2. Implement robust, long-term brand engagement and training — and measure its impact

Whether you’re planning a big bang launch or rolling out your new brand over time, it’s essential to educate employees about what it will mean to embody your new brand. This involves more than handing out swag bags at launch and orienting team members around changes to your name, logo, brand colors, and visual identity. You must develop a robust, long-term training and engagement program and customize it based on employees’ roles and needs.

To equip your employees to become true ambassadors, they need to understand your brand strategy, promise, and value.

To equip your employees to become true ambassadors, they need to understand your brand strategy, promise, and value. They also need to realize that marketing doesn’t “own” the brand — everyone does. Consider holding focus groups and team-specific training workshops that delve into what the brand stands for, who your organization is trying to be, and what you want consumers to feel.

It’s important that you don’t just hold training sessions and then move on. Quantify their effect and incorporate the results into your rebranding metrics. Use these to assess and evaluate the internal reception of your rebrand over time. For example, you might conduct an engagement survey to measure how well your employees understand and interpret your brand promise before you begin these training exercises. Then, follow up every six or twelve months to measure your employees’ ongoing engagement with your brand.

3. Break down organizational silos — especially between marketing and HR

You want everyone throughout your organization to understand, embrace, and champion your brand. But it’s especially crucial for your HR colleagues to do so. Because they hire and onboard every new team member across business units — and handle ongoing employee communication — your HR colleagues have the potential to shape your employees’ understanding of your brand (or lack thereof) every day.

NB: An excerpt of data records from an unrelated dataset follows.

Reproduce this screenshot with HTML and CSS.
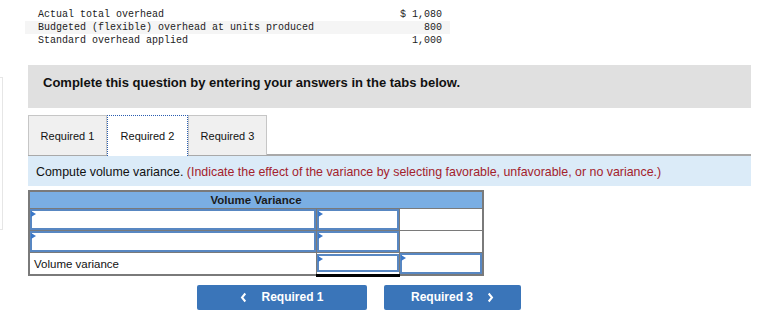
FILE: index.html
```html
<!DOCTYPE html>
<html>
<head>
<meta charset="utf-8">
<link rel="stylesheet" href="styles.css">
</head>
<body>
<div class="data">
  <div class="data-row"><span>Actual total overhead</span><span>$ 1,080</span></div>
  <div class="data-row alt"><span>Budgeted (flexible) overhead at units produced</span><span>800</span></div>
  <div class="data-row"><span>Standard overhead applied</span><span>1,000</span></div>
</div>
<div class="layout">
  <div class="side"></div>
  <div class="main">
    <div class="banner">Complete this question by entering your answers in the tabs below.</div>
    <div class="tabs">
      <div class="tab">Required 1</div>
      <div class="tab active">Required 2</div>
      <div class="tab">Required 3</div>
    </div>
    <div class="instr">Compute volume variance. <span class="hint">(Indicate the effect of the variance by selecting favorable, unfavorable, or no variance.)</span></div>
    <table class="grid">
      <tr><th colspan="3">Volume Variance</th></tr>
      <tr>
        <td class="c1"><div class="inp mark"></div></td>
        <td class="c2"><div class="inp mark"></div></td>
        <td class="c3"></td>
      </tr>
      <tr>
        <td class="c1"><div class="inp mark"></div></td>
        <td class="c2"><div class="inp mark"></div></td>
        <td class="c3"></td>
      </tr>
      <tr>
        <td class="c1 label">Volume variance</td>
        <td class="c2 total"><div class="inp mark"></div></td>
        <td class="c3"><div class="inp mark"></div></td>
      </tr>
    </table>
    <div class="nav">
      <button class="btn prev"><svg class="chev" width="7" height="11" viewBox="0 0 7 11"><path d="M5.3 1.5 L2 5.5 L5.3 9.5" fill="none" stroke="#fff" stroke-width="2"/></svg><span>Required 1</span></button>
      <button class="btn next"><span>Required 3</span><svg class="chev" width="7" height="11" viewBox="0 0 7 11"><path d="M1.7 1.5 L5 5.5 L1.7 9.5" fill="none" stroke="#fff" stroke-width="2"/></svg></button>
    </div>
  </div>
</div>
</body>
</html>
```
FILE: styles.css
```css
body {
  margin: 0;
  background: #fff;
  font-family: "Liberation Sans", Arial, sans-serif;
  color: #000;
}
.data {
  margin: 8px 0 0 25px;
  width: 425px;
  font-family: "Liberation Mono", "DejaVu Sans Mono", monospace;
  font-size: 10px;
  color: #222;
}
.data-row {
  display: flex;
  justify-content: space-between;
  height: 13px;
  line-height: 13px;
  padding: 0 8px 0 13px;
}
.data-row.alt {
  background: #f5f5f5;
}
.layout {
  display: flex;
  margin-top: 18px;
}
.side {
  width: 2px;
  height: 151px;
  margin-top: 12px;
  margin-right: 25px;
  border: 1px solid #e6e6e6;
  border-left: none;
}
.main {
  width: 723px;
}
.banner {
  height: 43px;
  box-sizing: border-box;
  padding: 9px 15px 0;
  background: #e0e0e0;
  font-weight: bold;
  font-size: 13px;
  line-height: 17px;
  color: #111;
}
.tabs {
  display: flex;
  margin-top: 7px;
  height: 39px;
  border-bottom: 2px solid #a9a9a9;
}
.tab {
  width: 79px;
  box-sizing: border-box;
  height: 40px;
  border: 1px solid #c6c6c6;
  border-bottom: none;
  background: #f0f0f0;
  font-size: 11px;
  line-height: 40px;
  text-align: center;
  color: #111;
}
.tab.active {
  width: 81px;
  background: #fff;
  border: 1px dotted #2a5db0;
  border-bottom: none;
  height: 41px;
}
.instr {
  height: 30px;
  box-sizing: border-box;
  padding: 8px 8px 0;
  background: #dbebf8;
  font-size: 12.4px;
  line-height: 16px;
  color: #111;
}
.hint {
  color: #a3222c;
}
.grid {
  margin-top: 4px;
  border-collapse: collapse;
  width: 456px;
  border: 2px solid #7a7a7a;
}
.grid th {
  background: #7aaee3;
  height: 16px;
  padding: 0;
  font-size: 11.5px;
  font-weight: bold;
  color: #1a1a1a;
  border: 1px solid #7a7a7a;
}
.grid td {
  border: 1px solid #7a7a7a;
  height: 21px;
  padding: 0;
  box-sizing: border-box;
}
.c1 { width: 289px; }
.c2 { width: 83px; }
.c3 { width: 84px; }
.grid td.label {
  padding: 0 4px;
  font-size: 11.5px;
  color: #111;
}
.grid td.total {
  border-top: 1px solid #000;
  border-bottom: 3px solid #000;
}
.inp {
  position: relative;
  height: 21px;
  box-sizing: border-box;
  border: 2px solid #5887c2;
  background: #fff;
}
.total .inp {
  height: 18px;
}
.mark::before {
  content: "";
  position: absolute;
  left: -1px;
  top: 0;
  border-left: 5px solid #3a77c8;
  border-top: 3px solid transparent;
  border-bottom: 3px solid transparent;
}
.nav {
  display: flex;
  gap: 17px;
  margin: 8px 0 0 169px;
}
.btn {
  display: flex;
  align-items: center;
  justify-content: center;
  height: 25px;
  border: none;
  border-radius: 2px;
  background: #3a75b9;
  color: #fff;
  font-family: "Liberation Sans", Arial, sans-serif;
  font-weight: bold;
  font-size: 12px;
  padding: 0;
}
.btn.prev { width: 170px; gap: 14px; }
.btn.next { width: 137px; gap: 14px; }
.chev { display: block; }
```
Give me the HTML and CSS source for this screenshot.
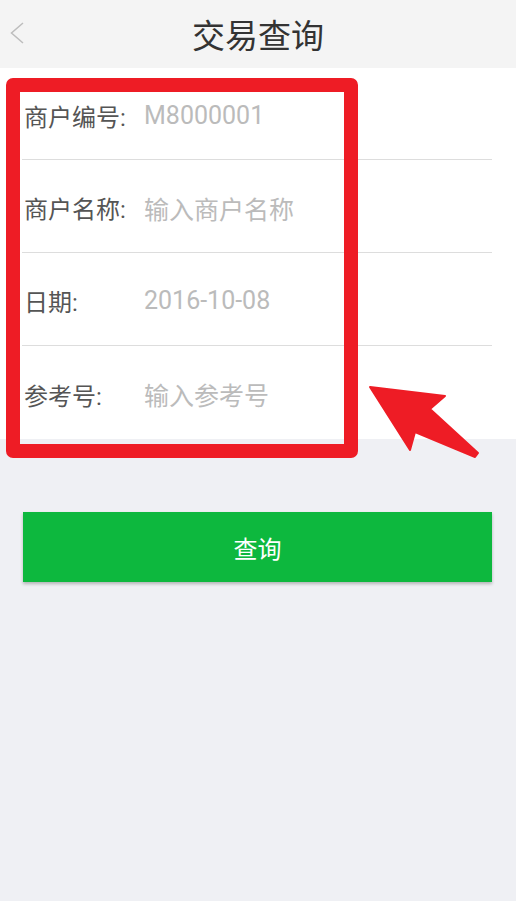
FILE: index.html
```html
<!DOCTYPE html>
<html>
<head>
  <meta charset="utf-8">
  <title>交易查询</title>
  <link rel="stylesheet" href="styles.css">
</head>
<body>
  <div class="page">
    <div class="nav-bar">
      <a class="back" href="#">
        <svg width="14" height="22" viewBox="0 0 14 22">
          <polyline points="13,1 1.5,11 13,21" fill="none" stroke="#bdbdbd" stroke-width="1.5"/>
        </svg>
      </a>
      <h1>交易查询</h1>
    </div>

    <div class="query-form">
      <div class="form-row">
        <span class="label">商户编号:</span>
        <span class="value">M8000001</span>
      </div>
      <div class="form-row">
        <span class="label">商户名称:</span>
        <span class="value">输入商户名称</span>
      </div>
      <div class="form-row">
        <span class="label">日期:</span>
        <span class="value">2016-10-08</span>
      </div>
      <div class="form-row">
        <span class="label">参考号:</span>
        <span class="value">输入参考号</span>
      </div>
    </div>

    <div class="actions">
      <button class="query-btn">查询</button>
    </div>

    <!-- red callout box and arrow drawn over the form -->
    <div class="highlight-box"></div>
    <svg class="highlight-arrow" width="120" height="80" viewBox="0 0 120 80">
      <polygon points="5,5 80,14 65,27 113,71 110,75 50,50 45,68" fill="#ee1c25" stroke="#ee1c25" stroke-width="2" stroke-linejoin="round"/>
    </svg>
  </div>
</body>
</html>
```

FILE: styles.css
```css
* {
  margin: 0;
  padding: 0;
  box-sizing: border-box;
}

body {
  font-family: Roboto, "Noto Sans CJK SC", sans-serif;
  background-color: #eff0f4;
  color: #555555;
}

.page {
  position: relative;
  min-height: 901px;
}

.nav-bar {
  position: relative;
  height: 68px;
  background-color: #f4f4f4;
  display: flex;
  justify-content: center;
  align-items: center;
}

.nav-bar h1 {
  font-size: 33px;
  font-weight: normal;
  color: #333333;
}

.nav-bar .back {
  position: absolute;
  left: 10px;
  top: 22px;
  display: block;
  width: 14px;
  height: 22px;
}

.query-form {
  background-color: #ffffff;
}

.form-row {
  display: flex;
  align-items: center;
  height: 93px;
  margin: 0 24px 0 22px;
  padding-left: 2px;
  padding-top: 3px;
  border-bottom: 1px solid #dddddd;
  font-size: 24px;
}

.form-row:first-child {
  height: 92px;
}

.form-row:last-child {
  border-bottom: none;
}

.form-row .label {
  width: 120px;
  color: #555555;
}

.form-row .value {
  font-size: 25px;
  color: #bbbbbb;
}

.actions {
  padding: 73px 24px 0 23px;
}

.query-btn {
  display: block;
  width: 100%;
  height: 70px;
  border: none;
  background-color: #0db83e;
  color: #ffffff;
  font-family: Roboto, "Noto Sans CJK SC", sans-serif;
  font-size: 24px;
  box-shadow: 0 2px 3px rgba(0, 0, 0, 0.25);
}

.highlight-box {
  position: absolute;
  left: 6px;
  top: 78px;
  width: 352px;
  height: 380px;
  border: 14px solid #ee1c25;
  border-radius: 7px;
}

.highlight-arrow {
  position: absolute;
  left: 365px;
  top: 382px;
}
```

The problem is that the marketing team and the HR team communicate two seemingly distinct concepts to employees. The marketing team talks about the brand and uses business terms to explain how it supports the company in the marketplace, leading employees to think of the brand as an external concept. On the other hand, HR talks a lot about culture. They use this word to describe what it’s like to work at your organization. And that causes employees to perceive culture as the internal expression of your company’s values.

In reality, these two concepts should be one and the same. Your brand should authentically reflect your culture and your culture should embody your brand.

If brand and culture are not currently integrated within your organization, use your rebrand as an opportunity to bring your HR colleagues and marketing teams together. Foster alignment around goals that matter to them and to you. For example, you might ask your HR colleagues to talk through how living out the brand could help employees demonstrate passion and purpose at work. Or, you might explore whether using your brand more intentionally in hiring campaigns could lead to better recruitment results.

When the HR team realizes the value of the brand and how it supports their objectives, they can better support the purpose, value, and strategic impact of your new identity and reinforce brand consistency with all employees.

With the right strategies, you can inspire your employees to embrace and champion your new brand

It’s easy to get swept up in the many details of implementing a rebrand and overlook your organization’s most valuable resource — your employees. But you only get one chance to introduce your new brand to team members in a way that inspires, excites, and motivates them. Don’t waste it.

By communicating the value of your rebranding initiative from the C-suite, implementing a robust training and brand engagement program, and thoughtfully breaking down the silos between marketing and other departments, your employees will become competent, impactful ambassadors who fulfill your brand promise each and every day.